WHAT THE TASK REQUIRES ->
Find the lines that hold "styles". Report only how many there are.

COLLECTED DATA ->
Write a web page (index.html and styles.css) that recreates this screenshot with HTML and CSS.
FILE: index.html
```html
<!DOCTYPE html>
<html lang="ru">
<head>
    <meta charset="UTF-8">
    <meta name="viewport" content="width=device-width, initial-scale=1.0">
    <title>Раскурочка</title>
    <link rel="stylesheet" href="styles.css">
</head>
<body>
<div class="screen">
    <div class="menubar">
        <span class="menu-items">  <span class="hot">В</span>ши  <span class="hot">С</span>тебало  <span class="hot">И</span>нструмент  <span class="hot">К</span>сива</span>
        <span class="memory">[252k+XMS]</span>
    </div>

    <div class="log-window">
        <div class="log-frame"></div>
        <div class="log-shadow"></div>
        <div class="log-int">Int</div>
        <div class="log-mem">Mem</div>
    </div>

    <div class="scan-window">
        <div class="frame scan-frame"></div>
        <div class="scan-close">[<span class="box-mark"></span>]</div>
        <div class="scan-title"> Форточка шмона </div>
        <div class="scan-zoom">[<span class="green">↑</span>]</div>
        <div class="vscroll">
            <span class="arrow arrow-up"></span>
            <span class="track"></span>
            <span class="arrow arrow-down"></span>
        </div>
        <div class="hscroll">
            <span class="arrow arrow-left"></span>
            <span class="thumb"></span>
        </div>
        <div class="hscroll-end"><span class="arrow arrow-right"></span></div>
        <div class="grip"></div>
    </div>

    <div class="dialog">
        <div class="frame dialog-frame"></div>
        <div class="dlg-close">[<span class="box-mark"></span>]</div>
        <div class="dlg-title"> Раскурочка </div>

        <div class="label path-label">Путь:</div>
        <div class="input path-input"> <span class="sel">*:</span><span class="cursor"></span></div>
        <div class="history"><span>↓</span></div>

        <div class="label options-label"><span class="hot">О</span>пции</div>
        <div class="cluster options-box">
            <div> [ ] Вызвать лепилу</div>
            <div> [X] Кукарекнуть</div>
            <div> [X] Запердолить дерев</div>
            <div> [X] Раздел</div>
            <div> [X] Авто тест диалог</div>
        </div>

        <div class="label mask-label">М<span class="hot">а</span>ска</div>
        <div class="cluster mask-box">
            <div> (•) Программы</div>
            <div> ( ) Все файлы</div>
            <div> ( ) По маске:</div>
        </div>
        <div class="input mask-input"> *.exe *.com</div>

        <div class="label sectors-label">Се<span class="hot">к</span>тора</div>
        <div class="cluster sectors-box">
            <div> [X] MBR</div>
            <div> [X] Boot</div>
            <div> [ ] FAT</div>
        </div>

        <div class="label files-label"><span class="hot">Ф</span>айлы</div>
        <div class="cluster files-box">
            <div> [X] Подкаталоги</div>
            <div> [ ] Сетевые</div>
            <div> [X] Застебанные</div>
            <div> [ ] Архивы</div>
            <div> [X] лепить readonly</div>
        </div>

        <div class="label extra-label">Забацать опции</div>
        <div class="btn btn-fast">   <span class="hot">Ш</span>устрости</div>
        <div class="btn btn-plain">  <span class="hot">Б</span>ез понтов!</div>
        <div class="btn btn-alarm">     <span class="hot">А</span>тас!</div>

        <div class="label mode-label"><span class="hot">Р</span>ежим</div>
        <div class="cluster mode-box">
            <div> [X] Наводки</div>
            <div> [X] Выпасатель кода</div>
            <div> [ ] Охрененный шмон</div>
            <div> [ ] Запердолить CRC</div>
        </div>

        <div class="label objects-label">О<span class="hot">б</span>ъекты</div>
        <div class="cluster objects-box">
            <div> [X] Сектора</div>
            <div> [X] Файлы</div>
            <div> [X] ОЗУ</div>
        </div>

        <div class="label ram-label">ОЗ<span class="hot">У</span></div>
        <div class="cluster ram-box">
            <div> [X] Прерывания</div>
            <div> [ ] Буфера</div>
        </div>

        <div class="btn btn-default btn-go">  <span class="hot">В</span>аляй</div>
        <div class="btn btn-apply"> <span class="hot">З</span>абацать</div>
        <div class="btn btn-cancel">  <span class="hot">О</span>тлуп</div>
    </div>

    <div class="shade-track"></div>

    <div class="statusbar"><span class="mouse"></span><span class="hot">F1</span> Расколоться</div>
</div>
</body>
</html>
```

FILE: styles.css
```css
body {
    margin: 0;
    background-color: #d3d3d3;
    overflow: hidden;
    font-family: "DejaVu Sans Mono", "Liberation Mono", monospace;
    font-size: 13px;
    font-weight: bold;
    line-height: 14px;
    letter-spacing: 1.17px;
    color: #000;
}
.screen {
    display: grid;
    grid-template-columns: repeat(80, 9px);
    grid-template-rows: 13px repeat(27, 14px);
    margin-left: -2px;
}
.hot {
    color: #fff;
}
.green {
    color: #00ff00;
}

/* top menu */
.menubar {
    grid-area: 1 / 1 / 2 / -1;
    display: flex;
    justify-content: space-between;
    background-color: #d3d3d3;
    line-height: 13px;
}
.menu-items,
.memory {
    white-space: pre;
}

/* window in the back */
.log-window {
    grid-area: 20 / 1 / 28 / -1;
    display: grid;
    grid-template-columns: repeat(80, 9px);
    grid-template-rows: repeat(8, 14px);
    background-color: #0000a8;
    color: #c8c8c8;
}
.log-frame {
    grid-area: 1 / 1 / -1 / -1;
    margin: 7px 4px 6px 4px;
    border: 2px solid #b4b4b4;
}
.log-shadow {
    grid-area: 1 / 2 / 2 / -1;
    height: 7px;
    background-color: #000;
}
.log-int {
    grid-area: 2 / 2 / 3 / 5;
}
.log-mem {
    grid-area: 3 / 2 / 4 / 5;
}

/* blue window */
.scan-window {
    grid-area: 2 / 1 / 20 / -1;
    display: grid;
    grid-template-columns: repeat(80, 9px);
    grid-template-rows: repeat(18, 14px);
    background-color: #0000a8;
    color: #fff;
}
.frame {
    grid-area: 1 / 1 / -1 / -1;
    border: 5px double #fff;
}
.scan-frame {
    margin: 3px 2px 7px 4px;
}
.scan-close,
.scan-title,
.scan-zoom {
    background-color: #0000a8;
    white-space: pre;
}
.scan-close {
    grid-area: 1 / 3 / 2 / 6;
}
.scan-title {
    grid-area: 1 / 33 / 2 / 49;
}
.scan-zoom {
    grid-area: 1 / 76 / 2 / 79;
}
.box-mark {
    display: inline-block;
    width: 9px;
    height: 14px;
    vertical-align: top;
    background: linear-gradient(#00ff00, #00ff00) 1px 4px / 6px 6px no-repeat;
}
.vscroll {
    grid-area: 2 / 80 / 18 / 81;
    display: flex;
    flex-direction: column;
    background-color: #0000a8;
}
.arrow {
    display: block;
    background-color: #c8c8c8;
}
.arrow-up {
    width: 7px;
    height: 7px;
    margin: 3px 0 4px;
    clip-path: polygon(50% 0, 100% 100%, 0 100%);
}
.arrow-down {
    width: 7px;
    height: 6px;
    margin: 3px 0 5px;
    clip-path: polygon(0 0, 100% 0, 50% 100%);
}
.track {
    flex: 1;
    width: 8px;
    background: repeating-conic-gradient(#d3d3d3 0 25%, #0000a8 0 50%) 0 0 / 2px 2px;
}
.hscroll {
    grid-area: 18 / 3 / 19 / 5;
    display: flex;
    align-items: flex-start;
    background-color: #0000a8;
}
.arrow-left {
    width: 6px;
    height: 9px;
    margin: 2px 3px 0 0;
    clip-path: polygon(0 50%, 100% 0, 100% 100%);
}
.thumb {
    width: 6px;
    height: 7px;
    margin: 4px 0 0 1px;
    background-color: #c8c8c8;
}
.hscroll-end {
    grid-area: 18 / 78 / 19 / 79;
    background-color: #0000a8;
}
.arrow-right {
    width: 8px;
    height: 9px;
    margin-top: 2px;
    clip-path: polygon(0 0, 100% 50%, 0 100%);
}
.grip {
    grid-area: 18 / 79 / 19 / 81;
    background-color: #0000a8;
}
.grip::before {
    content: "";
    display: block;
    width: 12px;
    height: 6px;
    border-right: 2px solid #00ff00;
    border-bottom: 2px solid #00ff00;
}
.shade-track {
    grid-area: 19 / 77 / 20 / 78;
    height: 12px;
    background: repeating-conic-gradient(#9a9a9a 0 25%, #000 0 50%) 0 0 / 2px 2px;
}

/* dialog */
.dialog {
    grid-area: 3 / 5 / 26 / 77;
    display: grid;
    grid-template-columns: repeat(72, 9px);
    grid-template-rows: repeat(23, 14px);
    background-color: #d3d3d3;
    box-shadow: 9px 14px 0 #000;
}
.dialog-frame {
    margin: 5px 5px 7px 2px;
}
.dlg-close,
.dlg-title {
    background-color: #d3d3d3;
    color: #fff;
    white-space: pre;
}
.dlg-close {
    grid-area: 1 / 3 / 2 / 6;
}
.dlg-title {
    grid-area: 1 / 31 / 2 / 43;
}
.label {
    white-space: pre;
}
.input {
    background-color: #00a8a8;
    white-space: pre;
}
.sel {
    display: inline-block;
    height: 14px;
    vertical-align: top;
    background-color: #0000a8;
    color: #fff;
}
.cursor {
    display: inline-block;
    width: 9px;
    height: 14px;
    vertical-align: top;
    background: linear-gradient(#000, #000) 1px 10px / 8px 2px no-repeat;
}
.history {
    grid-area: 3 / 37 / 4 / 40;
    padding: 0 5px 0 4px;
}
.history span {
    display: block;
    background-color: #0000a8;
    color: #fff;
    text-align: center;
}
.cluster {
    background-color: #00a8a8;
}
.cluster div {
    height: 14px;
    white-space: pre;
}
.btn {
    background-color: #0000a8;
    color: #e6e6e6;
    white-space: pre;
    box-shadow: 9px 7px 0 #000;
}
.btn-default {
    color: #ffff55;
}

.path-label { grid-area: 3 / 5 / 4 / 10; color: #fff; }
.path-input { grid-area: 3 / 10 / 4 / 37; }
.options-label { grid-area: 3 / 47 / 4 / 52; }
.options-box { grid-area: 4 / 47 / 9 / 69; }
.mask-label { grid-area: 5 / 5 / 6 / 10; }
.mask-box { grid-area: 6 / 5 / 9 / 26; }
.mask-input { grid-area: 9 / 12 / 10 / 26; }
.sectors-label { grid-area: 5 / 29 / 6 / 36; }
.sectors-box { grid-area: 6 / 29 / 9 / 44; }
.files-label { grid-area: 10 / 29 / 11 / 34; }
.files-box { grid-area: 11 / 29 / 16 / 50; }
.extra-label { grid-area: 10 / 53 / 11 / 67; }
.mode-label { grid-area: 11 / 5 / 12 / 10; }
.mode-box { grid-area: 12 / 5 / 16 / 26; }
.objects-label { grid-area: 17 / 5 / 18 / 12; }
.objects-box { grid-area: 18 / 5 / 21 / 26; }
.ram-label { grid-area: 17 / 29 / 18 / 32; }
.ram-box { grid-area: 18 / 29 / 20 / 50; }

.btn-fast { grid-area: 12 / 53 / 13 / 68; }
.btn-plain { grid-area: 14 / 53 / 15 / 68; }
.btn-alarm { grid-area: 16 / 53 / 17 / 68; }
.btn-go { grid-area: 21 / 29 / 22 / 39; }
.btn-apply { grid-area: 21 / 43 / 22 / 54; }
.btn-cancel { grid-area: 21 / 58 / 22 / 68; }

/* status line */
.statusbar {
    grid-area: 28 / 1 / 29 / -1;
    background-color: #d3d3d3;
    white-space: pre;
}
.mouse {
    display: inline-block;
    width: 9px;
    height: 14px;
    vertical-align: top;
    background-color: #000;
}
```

RESPONSE TO THE TASK ->
3